Recorded data:
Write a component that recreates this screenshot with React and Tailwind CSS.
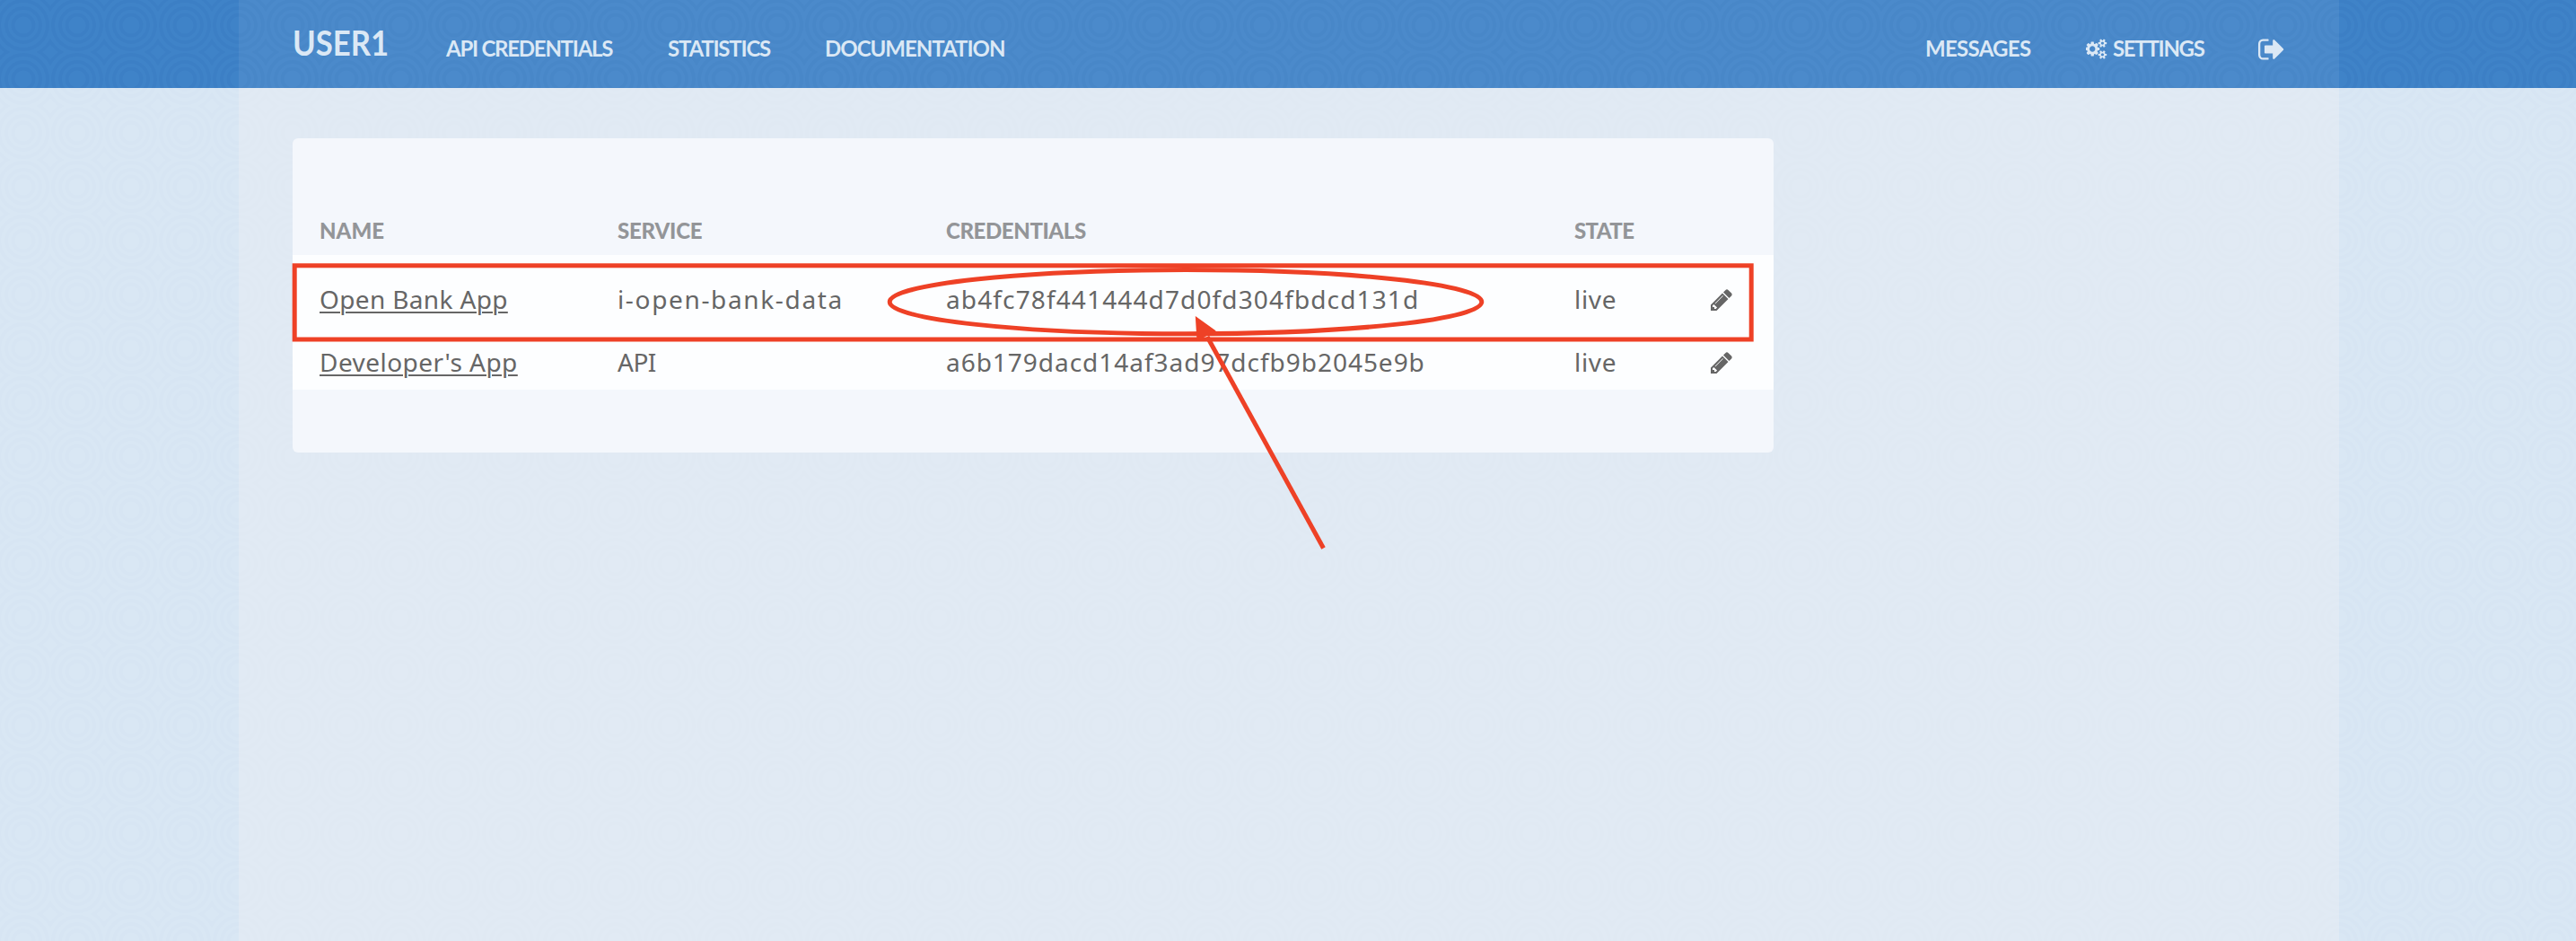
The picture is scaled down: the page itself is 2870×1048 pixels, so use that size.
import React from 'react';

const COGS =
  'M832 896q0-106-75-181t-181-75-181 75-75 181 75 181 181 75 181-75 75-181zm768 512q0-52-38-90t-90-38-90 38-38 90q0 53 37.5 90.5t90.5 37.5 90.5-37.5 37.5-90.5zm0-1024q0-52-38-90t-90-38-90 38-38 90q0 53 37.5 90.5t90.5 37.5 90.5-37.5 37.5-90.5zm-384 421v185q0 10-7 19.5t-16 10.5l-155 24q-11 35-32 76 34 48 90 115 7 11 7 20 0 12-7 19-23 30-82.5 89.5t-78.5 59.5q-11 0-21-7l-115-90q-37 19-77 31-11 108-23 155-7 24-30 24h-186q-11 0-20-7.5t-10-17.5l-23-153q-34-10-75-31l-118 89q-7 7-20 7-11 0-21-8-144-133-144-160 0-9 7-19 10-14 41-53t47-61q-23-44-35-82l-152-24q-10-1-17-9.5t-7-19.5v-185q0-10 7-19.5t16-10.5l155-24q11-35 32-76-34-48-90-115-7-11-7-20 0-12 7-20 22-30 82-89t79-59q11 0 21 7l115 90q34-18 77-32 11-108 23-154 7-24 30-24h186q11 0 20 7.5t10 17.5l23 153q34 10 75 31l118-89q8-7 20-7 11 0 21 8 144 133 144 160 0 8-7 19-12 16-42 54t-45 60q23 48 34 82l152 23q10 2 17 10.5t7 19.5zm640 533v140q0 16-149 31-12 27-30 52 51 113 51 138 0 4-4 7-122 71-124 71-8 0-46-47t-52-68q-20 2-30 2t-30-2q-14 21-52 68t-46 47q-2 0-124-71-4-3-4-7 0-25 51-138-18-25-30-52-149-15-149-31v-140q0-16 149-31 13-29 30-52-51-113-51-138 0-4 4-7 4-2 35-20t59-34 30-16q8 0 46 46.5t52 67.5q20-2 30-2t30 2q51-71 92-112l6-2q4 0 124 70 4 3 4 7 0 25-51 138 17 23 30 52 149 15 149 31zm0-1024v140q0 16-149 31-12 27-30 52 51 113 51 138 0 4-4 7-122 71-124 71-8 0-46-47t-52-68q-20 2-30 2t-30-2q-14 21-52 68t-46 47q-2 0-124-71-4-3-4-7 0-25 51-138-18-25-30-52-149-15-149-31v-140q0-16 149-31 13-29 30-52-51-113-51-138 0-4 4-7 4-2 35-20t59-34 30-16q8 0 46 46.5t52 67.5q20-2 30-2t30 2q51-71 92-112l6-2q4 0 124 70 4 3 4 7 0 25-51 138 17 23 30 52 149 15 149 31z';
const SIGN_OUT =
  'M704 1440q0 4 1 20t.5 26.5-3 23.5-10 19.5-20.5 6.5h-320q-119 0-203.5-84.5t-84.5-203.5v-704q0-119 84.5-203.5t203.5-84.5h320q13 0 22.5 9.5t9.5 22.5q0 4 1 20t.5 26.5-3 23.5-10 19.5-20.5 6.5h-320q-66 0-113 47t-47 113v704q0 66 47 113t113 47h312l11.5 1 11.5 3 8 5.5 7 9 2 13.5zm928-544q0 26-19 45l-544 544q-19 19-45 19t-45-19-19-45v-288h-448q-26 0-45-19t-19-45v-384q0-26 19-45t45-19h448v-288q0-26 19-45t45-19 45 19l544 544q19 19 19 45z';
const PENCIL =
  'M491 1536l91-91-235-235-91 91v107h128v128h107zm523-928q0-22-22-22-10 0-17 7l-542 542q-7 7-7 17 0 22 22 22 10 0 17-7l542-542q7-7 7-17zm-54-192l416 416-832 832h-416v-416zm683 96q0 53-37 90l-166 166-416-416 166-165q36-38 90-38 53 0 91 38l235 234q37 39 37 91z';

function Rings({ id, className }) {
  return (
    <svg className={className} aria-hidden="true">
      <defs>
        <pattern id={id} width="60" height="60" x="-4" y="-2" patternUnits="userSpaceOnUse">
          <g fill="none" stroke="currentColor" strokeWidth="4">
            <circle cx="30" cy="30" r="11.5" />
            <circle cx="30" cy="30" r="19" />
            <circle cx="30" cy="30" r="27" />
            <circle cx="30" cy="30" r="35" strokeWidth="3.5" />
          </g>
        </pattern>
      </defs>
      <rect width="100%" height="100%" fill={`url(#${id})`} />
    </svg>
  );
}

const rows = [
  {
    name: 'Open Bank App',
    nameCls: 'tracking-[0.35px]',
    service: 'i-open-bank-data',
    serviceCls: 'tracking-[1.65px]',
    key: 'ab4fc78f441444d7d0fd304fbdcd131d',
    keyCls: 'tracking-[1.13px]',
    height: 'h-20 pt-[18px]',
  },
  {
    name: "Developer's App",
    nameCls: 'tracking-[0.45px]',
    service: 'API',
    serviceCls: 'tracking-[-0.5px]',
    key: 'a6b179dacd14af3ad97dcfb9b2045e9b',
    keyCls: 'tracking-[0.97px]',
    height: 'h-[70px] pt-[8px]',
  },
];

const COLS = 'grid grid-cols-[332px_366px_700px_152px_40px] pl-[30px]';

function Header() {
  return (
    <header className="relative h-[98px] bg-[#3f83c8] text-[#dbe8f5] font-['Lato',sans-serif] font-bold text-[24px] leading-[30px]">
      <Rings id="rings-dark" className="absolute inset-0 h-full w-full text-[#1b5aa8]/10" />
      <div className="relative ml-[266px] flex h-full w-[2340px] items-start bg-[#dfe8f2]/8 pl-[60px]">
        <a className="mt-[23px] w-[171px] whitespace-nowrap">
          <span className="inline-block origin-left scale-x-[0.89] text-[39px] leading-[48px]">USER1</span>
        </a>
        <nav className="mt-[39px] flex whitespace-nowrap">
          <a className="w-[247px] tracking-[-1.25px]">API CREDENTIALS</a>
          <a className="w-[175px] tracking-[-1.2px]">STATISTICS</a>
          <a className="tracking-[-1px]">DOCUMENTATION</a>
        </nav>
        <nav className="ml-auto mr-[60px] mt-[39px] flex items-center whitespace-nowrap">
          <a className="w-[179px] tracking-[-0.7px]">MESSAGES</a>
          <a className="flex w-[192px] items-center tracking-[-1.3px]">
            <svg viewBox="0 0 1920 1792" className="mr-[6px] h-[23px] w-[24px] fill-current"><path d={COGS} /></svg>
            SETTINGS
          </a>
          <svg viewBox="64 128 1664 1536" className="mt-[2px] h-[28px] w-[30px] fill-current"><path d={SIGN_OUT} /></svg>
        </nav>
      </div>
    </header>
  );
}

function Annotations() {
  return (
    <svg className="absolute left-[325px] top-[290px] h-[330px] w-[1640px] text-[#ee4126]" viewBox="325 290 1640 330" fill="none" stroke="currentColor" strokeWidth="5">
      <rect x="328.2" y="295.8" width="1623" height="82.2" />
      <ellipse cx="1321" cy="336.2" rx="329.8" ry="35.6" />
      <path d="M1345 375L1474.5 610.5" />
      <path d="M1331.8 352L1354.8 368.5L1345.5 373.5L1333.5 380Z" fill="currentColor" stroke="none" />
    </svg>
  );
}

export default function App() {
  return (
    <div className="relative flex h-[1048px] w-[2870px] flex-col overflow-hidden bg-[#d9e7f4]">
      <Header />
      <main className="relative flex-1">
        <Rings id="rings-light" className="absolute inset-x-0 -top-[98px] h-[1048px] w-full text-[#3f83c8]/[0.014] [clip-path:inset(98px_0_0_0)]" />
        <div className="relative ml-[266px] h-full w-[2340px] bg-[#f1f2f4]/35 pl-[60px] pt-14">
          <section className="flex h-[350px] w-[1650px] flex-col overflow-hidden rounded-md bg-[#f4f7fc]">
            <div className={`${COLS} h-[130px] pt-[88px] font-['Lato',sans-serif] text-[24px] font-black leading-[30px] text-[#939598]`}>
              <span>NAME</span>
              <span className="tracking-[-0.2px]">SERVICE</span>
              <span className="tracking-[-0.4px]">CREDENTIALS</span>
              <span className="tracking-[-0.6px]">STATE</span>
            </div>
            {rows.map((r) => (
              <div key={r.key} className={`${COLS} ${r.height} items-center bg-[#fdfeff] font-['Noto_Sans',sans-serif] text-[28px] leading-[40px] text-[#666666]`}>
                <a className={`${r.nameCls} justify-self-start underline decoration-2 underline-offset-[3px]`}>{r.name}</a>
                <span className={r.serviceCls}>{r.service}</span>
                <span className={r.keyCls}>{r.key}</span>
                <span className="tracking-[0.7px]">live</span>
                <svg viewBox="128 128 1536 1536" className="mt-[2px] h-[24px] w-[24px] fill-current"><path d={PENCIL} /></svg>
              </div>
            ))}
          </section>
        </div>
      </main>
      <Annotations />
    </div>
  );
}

Stated problem:
Look above for lines with the word "that" and copy them all.

Full output:
Write a component that recreates this screenshot with React and Tailwind CSS.
The picture is scaled down: the page itself is 2870×1048 pixels, so use that size.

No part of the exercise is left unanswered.